* MATERIAL FOR THE TASK:
+ + + + + + +
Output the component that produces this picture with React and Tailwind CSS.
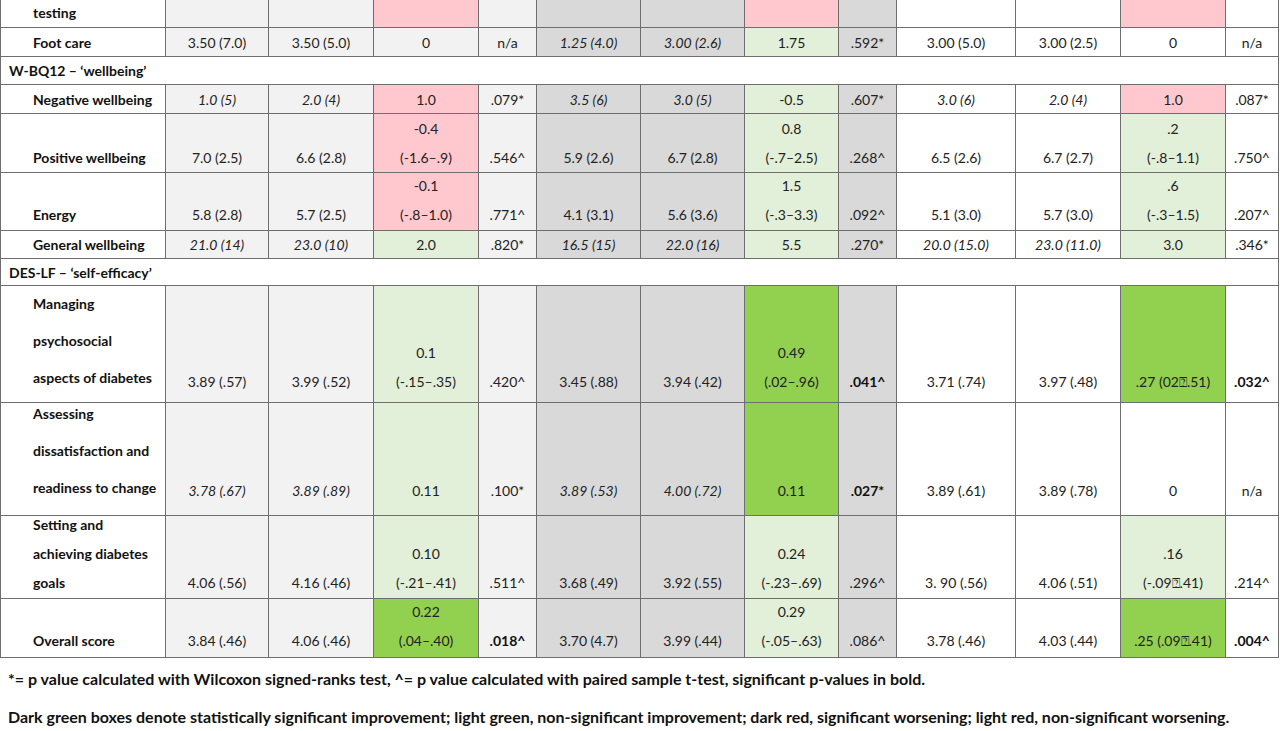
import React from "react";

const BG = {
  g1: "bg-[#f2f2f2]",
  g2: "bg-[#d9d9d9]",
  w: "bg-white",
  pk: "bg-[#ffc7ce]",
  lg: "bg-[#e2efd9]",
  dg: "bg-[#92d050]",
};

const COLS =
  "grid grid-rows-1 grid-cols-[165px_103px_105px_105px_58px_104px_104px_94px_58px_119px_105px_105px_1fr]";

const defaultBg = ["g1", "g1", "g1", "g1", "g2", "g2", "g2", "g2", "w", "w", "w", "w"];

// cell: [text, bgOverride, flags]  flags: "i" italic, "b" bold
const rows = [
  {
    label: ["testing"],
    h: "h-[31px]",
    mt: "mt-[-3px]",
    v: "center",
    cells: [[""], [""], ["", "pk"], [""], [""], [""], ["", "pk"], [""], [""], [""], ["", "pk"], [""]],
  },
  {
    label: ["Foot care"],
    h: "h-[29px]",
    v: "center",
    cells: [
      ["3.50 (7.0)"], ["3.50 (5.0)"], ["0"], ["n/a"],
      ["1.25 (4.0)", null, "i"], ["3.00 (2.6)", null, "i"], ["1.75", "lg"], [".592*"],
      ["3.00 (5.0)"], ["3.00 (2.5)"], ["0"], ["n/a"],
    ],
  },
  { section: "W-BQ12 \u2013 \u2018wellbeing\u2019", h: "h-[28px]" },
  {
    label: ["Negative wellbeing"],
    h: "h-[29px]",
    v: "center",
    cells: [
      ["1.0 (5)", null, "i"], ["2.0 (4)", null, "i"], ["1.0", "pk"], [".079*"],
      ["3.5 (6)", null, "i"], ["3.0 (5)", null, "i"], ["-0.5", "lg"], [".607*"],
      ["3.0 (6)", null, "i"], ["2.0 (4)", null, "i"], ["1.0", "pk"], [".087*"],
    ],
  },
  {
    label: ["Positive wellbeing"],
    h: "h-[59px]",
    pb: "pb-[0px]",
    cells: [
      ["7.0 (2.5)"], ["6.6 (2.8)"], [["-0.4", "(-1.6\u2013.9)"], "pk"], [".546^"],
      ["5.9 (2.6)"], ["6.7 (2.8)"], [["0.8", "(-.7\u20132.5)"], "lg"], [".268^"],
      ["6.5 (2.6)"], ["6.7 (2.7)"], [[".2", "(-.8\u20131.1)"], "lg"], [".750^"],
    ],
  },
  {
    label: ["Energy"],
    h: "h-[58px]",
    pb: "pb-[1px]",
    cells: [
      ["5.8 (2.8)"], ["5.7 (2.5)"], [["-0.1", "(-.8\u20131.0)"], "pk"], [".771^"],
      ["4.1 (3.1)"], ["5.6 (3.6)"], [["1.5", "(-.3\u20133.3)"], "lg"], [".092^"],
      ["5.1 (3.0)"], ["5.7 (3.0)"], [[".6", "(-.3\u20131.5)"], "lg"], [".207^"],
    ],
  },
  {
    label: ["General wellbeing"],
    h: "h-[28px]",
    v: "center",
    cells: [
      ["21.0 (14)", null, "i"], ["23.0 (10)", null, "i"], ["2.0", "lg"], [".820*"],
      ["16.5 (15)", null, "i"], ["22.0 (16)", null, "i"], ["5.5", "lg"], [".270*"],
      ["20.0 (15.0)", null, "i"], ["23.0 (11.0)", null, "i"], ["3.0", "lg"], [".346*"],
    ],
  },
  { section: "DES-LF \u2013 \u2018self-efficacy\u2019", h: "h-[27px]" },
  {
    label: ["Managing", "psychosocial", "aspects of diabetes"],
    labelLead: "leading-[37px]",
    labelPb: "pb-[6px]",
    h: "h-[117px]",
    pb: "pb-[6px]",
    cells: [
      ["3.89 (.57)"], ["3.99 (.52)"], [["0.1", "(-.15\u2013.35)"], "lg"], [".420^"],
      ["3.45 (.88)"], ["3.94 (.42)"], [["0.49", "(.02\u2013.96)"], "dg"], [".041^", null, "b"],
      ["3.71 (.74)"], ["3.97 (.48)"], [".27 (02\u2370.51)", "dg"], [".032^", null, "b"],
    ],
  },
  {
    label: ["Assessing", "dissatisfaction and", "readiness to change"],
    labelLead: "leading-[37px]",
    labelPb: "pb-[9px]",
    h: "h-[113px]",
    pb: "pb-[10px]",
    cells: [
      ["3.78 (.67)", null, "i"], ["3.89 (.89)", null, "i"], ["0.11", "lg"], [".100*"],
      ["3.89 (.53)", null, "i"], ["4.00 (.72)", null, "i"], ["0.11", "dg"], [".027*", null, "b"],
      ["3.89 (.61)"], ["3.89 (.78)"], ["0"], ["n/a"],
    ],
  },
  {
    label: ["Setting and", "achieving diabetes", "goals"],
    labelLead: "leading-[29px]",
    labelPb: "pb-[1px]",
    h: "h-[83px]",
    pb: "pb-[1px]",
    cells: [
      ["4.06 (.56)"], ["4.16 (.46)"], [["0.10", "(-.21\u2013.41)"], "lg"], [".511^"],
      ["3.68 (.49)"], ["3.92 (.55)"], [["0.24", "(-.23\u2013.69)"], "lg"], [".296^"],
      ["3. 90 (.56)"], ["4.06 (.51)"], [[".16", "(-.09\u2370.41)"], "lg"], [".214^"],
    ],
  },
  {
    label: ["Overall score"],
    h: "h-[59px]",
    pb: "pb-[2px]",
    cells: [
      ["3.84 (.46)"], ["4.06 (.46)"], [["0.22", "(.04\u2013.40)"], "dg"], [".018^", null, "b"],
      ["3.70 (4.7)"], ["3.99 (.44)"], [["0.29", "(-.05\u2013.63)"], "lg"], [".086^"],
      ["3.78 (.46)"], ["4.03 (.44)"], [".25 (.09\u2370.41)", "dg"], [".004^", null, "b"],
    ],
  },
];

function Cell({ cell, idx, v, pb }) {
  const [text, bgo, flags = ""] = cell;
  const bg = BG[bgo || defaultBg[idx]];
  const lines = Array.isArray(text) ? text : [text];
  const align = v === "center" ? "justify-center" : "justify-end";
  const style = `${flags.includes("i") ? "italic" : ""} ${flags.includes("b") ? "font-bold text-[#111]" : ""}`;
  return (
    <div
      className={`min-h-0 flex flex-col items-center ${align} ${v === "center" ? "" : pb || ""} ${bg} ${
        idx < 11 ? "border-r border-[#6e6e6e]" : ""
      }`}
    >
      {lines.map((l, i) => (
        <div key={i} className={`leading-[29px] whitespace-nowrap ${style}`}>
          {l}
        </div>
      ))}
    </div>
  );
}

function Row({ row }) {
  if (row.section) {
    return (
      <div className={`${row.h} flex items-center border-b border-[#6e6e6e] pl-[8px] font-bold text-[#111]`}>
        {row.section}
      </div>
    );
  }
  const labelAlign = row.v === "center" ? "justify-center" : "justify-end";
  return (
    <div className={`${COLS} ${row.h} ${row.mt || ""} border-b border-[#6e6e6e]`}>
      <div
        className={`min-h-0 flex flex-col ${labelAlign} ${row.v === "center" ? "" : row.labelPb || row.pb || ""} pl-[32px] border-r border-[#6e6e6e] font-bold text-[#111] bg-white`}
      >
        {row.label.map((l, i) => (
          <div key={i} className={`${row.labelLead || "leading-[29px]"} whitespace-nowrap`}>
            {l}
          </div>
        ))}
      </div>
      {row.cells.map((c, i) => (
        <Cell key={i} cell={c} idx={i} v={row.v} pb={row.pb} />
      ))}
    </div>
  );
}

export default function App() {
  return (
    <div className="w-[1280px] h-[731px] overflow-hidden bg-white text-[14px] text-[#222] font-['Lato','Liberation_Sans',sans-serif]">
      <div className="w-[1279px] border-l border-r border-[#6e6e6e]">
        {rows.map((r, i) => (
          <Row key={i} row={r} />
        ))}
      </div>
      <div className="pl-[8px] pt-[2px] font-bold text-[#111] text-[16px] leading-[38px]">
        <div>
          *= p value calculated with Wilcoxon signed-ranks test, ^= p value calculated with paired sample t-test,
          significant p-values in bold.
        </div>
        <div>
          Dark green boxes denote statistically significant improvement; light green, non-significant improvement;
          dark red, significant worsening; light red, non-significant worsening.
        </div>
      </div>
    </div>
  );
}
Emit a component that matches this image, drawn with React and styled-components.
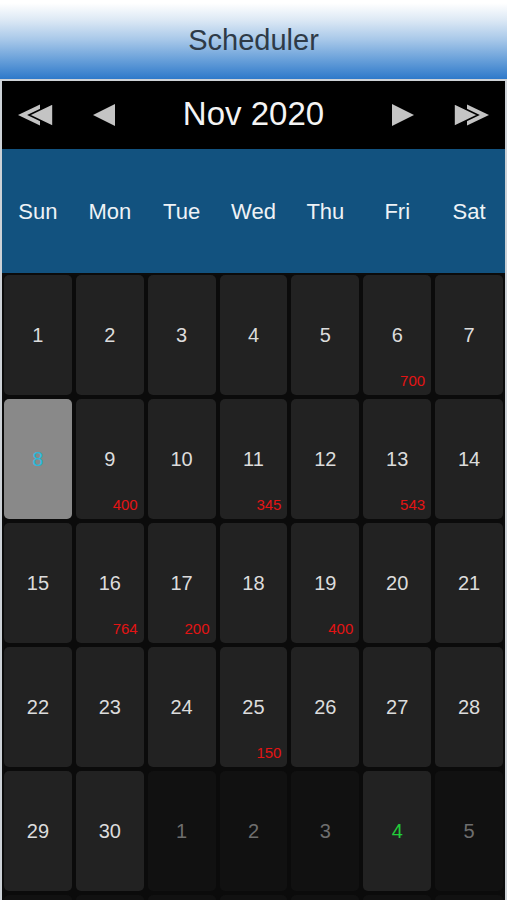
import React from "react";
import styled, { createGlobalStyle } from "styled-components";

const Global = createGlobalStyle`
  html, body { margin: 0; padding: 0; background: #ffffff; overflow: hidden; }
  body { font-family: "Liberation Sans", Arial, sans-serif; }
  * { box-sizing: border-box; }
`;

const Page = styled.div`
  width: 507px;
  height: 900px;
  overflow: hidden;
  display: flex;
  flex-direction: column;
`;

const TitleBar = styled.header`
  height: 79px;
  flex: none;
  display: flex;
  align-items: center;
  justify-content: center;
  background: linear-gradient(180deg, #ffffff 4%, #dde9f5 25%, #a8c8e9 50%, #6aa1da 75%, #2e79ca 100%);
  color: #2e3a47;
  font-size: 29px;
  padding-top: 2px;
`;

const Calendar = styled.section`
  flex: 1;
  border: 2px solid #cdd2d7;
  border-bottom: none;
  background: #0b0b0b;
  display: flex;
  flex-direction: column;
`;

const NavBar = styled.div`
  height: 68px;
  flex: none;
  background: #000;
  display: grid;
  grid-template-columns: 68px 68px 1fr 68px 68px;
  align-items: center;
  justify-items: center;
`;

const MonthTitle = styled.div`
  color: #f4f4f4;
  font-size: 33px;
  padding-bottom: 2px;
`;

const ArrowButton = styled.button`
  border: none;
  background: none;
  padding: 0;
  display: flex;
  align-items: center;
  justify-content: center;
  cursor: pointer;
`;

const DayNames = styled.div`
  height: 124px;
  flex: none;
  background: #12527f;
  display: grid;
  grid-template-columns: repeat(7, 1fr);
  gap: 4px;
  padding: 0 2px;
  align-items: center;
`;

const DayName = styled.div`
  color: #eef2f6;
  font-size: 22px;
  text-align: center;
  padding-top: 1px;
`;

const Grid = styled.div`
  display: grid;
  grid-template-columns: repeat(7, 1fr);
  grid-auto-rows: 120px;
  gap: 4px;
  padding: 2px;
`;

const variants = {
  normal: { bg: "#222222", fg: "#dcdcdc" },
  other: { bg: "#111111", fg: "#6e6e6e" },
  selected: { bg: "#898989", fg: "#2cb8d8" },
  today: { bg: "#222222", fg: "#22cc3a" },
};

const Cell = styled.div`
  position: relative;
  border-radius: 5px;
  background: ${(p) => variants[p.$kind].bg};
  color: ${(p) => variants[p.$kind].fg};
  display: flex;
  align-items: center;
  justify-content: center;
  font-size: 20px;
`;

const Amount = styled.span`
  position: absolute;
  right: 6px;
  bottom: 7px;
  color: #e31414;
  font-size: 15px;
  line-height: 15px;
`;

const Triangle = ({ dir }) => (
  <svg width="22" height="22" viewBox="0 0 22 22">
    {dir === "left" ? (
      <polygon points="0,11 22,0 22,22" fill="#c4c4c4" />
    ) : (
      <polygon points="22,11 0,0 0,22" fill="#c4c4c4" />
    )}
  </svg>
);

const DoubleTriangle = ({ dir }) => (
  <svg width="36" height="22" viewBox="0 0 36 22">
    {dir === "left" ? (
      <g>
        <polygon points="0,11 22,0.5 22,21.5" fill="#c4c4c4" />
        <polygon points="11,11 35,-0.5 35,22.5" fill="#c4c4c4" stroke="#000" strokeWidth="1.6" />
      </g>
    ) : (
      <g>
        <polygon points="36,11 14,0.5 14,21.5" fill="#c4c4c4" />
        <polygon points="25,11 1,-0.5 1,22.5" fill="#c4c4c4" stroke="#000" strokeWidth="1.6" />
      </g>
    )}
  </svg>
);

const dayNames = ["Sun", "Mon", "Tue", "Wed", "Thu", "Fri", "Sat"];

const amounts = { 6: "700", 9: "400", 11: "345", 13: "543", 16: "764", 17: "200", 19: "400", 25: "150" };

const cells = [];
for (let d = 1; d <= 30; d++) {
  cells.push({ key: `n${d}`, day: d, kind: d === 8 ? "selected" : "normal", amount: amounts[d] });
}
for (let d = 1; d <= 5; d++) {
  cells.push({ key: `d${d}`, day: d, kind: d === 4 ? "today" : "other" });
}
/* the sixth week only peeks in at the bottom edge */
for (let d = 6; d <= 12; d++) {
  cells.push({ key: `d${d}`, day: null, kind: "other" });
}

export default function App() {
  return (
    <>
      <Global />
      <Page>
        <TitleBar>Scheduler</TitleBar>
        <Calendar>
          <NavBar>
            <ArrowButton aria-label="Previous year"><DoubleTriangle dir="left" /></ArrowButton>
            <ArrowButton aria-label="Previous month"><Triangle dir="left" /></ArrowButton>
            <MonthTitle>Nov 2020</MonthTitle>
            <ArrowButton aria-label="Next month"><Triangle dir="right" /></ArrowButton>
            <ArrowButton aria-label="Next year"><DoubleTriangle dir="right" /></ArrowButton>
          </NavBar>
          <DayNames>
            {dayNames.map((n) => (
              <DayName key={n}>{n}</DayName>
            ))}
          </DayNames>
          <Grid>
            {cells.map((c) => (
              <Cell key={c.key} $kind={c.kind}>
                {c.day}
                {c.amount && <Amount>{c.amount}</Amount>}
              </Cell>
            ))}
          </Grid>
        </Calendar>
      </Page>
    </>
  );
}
+ + + + + + +
* DIRECTION:
Within the material above, find the lines that contain the word "components"; copy them.

* WRITTEN RESPONSE:
Emit a component that matches this image, drawn with React and styled-components.
import styled, { createGlobalStyle } from "styled-components";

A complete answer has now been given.